> [What is being asked]
Your task is to repeat the listing exactly.
# Provided material start
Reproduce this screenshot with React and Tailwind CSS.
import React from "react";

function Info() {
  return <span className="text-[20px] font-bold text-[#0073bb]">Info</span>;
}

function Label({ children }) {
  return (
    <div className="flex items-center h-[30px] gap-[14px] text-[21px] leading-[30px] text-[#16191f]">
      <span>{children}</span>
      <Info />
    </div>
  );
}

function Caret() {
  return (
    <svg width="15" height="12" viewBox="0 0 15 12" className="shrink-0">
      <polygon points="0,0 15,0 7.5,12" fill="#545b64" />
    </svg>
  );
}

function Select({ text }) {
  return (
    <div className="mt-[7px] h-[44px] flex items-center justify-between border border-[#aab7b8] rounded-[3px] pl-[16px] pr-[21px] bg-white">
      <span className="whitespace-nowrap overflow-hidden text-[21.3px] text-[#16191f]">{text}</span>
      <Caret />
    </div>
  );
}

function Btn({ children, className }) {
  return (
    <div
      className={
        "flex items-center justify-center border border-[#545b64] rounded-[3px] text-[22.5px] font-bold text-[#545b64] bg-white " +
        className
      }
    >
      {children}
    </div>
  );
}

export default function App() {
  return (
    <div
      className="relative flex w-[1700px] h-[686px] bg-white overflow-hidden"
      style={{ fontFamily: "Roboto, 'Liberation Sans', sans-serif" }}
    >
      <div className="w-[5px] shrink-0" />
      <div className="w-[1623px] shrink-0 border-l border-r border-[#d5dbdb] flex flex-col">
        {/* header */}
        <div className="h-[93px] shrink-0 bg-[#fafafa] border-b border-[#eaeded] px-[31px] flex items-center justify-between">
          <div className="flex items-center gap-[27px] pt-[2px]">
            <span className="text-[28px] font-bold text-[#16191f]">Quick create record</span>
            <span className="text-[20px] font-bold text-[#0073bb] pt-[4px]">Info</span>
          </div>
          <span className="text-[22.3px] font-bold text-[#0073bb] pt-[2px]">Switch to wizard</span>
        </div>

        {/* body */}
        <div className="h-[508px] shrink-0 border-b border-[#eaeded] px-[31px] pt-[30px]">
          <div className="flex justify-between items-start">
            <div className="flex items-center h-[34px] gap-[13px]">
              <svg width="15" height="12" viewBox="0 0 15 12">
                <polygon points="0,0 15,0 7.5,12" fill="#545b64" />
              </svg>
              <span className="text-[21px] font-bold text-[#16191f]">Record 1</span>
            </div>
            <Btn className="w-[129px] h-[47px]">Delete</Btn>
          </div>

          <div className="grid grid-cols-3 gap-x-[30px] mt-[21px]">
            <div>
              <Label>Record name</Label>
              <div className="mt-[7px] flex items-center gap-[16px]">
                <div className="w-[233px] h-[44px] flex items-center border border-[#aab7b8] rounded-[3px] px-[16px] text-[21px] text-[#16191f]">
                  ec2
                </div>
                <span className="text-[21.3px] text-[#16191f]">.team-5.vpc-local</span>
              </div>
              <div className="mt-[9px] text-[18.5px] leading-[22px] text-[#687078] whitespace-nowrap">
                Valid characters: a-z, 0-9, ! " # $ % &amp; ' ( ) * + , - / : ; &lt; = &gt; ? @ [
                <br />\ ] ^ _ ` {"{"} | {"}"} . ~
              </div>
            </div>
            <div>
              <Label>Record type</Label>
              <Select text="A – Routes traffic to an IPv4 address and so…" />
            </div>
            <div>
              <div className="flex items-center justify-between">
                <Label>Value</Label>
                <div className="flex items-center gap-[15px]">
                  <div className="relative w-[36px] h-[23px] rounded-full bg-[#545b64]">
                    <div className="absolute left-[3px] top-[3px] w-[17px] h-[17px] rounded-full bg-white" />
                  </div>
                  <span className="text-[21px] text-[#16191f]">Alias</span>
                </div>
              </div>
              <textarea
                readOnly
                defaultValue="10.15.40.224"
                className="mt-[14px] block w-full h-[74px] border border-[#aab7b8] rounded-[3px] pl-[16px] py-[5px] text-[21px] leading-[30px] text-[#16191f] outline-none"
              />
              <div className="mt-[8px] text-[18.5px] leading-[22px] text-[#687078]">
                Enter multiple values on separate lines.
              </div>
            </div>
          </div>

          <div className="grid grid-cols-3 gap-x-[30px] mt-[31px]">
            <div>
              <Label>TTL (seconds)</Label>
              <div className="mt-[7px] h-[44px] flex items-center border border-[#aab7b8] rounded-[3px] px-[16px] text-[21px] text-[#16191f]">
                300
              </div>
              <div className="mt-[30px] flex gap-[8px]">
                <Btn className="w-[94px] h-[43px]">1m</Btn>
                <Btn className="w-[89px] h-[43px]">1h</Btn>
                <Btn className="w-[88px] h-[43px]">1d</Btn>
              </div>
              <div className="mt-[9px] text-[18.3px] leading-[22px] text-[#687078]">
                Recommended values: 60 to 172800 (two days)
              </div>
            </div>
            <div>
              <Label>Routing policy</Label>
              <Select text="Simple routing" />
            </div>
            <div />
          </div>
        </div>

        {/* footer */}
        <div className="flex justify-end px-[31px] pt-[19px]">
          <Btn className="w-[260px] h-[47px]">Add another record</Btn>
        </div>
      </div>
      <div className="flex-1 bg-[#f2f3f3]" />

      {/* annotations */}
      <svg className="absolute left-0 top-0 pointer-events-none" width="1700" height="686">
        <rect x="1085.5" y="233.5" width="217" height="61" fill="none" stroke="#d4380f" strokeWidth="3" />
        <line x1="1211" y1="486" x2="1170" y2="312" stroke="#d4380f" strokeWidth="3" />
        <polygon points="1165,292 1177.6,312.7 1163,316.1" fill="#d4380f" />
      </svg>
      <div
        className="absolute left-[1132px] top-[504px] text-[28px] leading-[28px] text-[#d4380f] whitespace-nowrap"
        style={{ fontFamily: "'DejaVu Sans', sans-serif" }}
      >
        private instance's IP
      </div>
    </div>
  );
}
# Provided material end
> [Response below]
Reproduce this screenshot with React and Tailwind CSS.
import React from "react";

function Info() {
  return <span className="text-[20px] font-bold text-[#0073bb]">Info</span>;
}

function Label({ children }) {
  return (
    <div className="flex items-center h-[30px] gap-[14px] text-[21px] leading-[30px] text-[#16191f]">
      <span>{children}</span>
      <Info />
    </div>
  );
}

function Caret() {
  return (
    <svg width="15" height="12" viewBox="0 0 15 12" className="shrink-0">
      <polygon points="0,0 15,0 7.5,12" fill="#545b64" />
    </svg>
  );
}

function Select({ text }) {
  return (
    <div className="mt-[7px] h-[44px] flex items-center justify-between border border-[#aab7b8] rounded-[3px] pl-[16px] pr-[21px] bg-white">
      <span className="whitespace-nowrap overflow-hidden text-[21.3px] text-[#16191f]">{text}</span>
      <Caret />
    </div>
  );
}

function Btn({ children, className }) {
  return (
    <div
      className={
        "flex items-center justify-center border border-[#545b64] rounded-[3px] text-[22.5px] font-bold text-[#545b64] bg-white " +
        className
      }
    >
      {children}
    </div>
  );
}

export default function App() {
  return (
    <div
      className="relative flex w-[1700px] h-[686px] bg-white overflow-hidden"
      style={{ fontFamily: "Roboto, 'Liberation Sans', sans-serif" }}
    >
      <div className="w-[5px] shrink-0" />
      <div className="w-[1623px] shrink-0 border-l border-r border-[#d5dbdb] flex flex-col">
        {/* header */}
        <div className="h-[93px] shrink-0 bg-[#fafafa] border-b border-[#eaeded] px-[31px] flex items-center justify-between">
          <div className="flex items-center gap-[27px] pt-[2px]">
            <span className="text-[28px] font-bold text-[#16191f]">Quick create record</span>
            <span className="text-[20px] font-bold text-[#0073bb] pt-[4px]">Info</span>
          </div>
          <span className="text-[22.3px] font-bold text-[#0073bb] pt-[2px]">Switch to wizard</span>
        </div>

        {/* body */}
        <div className="h-[508px] shrink-0 border-b border-[#eaeded] px-[31px] pt-[30px]">
          <div className="flex justify-between items-start">
            <div className="flex items-center h-[34px] gap-[13px]">
              <svg width="15" height="12" viewBox="0 0 15 12">
                <polygon points="0,0 15,0 7.5,12" fill="#545b64" />
              </svg>
              <span className="text-[21px] font-bold text-[#16191f]">Record 1</span>
            </div>
            <Btn className="w-[129px] h-[47px]">Delete</Btn>
          </div>

          <div className="grid grid-cols-3 gap-x-[30px] mt-[21px]">
            <div>
              <Label>Record name</Label>
              <div className="mt-[7px] flex items-center gap-[16px]">
                <div className="w-[233px] h-[44px] flex items-center border border-[#aab7b8] rounded-[3px] px-[16px] text-[21px] text-[#16191f]">
                  ec2
                </div>
                <span className="text-[21.3px] text-[#16191f]">.team-5.vpc-local</span>
              </div>
              <div className="mt-[9px] text-[18.5px] leading-[22px] text-[#687078] whitespace-nowrap">
                Valid characters: a-z, 0-9, ! " # $ % &amp; ' ( ) * + , - / : ; &lt; = &gt; ? @ [
                <br />\ ] ^ _ ` {"{"} | {"}"} . ~
              </div>
            </div>
            <div>
              <Label>Record type</Label>
              <Select text="A – Routes traffic to an IPv4 address and so…" />
            </div>
            <div>
              <div className="flex items-center justify-between">
                <Label>Value</Label>
                <div className="flex items-center gap-[15px]">
                  <div className="relative w-[36px] h-[23px] rounded-full bg-[#545b64]">
                    <div className="absolute left-[3px] top-[3px] w-[17px] h-[17px] rounded-full bg-white" />
                  </div>
                  <span className="text-[21px] text-[#16191f]">Alias</span>
                </div>
              </div>
              <textarea
                readOnly
                defaultValue="10.15.40.224"
                className="mt-[14px] block w-full h-[74px] border border-[#aab7b8] rounded-[3px] pl-[16px] py-[5px] text-[21px] leading-[30px] text-[#16191f] outline-none"
              />
              <div className="mt-[8px] text-[18.5px] leading-[22px] text-[#687078]">
                Enter multiple values on separate lines.
              </div>
            </div>
          </div>

          <div className="grid grid-cols-3 gap-x-[30px] mt-[31px]">
            <div>
              <Label>TTL (seconds)</Label>
              <div className="mt-[7px] h-[44px] flex items-center border border-[#aab7b8] rounded-[3px] px-[16px] text-[21px] text-[#16191f]">
                300
              </div>
              <div className="mt-[30px] flex gap-[8px]">
                <Btn className="w-[94px] h-[43px]">1m</Btn>
                <Btn className="w-[89px] h-[43px]">1h</Btn>
                <Btn className="w-[88px] h-[43px]">1d</Btn>
              </div>
              <div className="mt-[9px] text-[18.3px] leading-[22px] text-[#687078]">
                Recommended values: 60 to 172800 (two days)
              </div>
            </div>
            <div>
              <Label>Routing policy</Label>
              <Select text="Simple routing" />
            </div>
            <div />
          </div>
        </div>

        {/* footer */}
        <div className="flex justify-end px-[31px] pt-[19px]">
          <Btn className="w-[260px] h-[47px]">Add another record</Btn>
        </div>
      </div>
      <div className="flex-1 bg-[#f2f3f3]" />

      {/* annotations */}
      <svg className="absolute left-0 top-0 pointer-events-none" width="1700" height="686">
        <rect x="1085.5" y="233.5" width="217" height="61" fill="none" stroke="#d4380f" strokeWidth="3" />
        <line x1="1211" y1="486" x2="1170" y2="312" stroke="#d4380f" strokeWidth="3" />
        <polygon points="1165,292 1177.6,312.7 1163,316.1" fill="#d4380f" />
      </svg>
      <div
        className="absolute left-[1132px] top-[504px] text-[28px] leading-[28px] text-[#d4380f] whitespace-nowrap"
        style={{ fontFamily: "'DejaVu Sans', sans-serif" }}
      >
        private instance's IP
      </div>
    </div>
  );
}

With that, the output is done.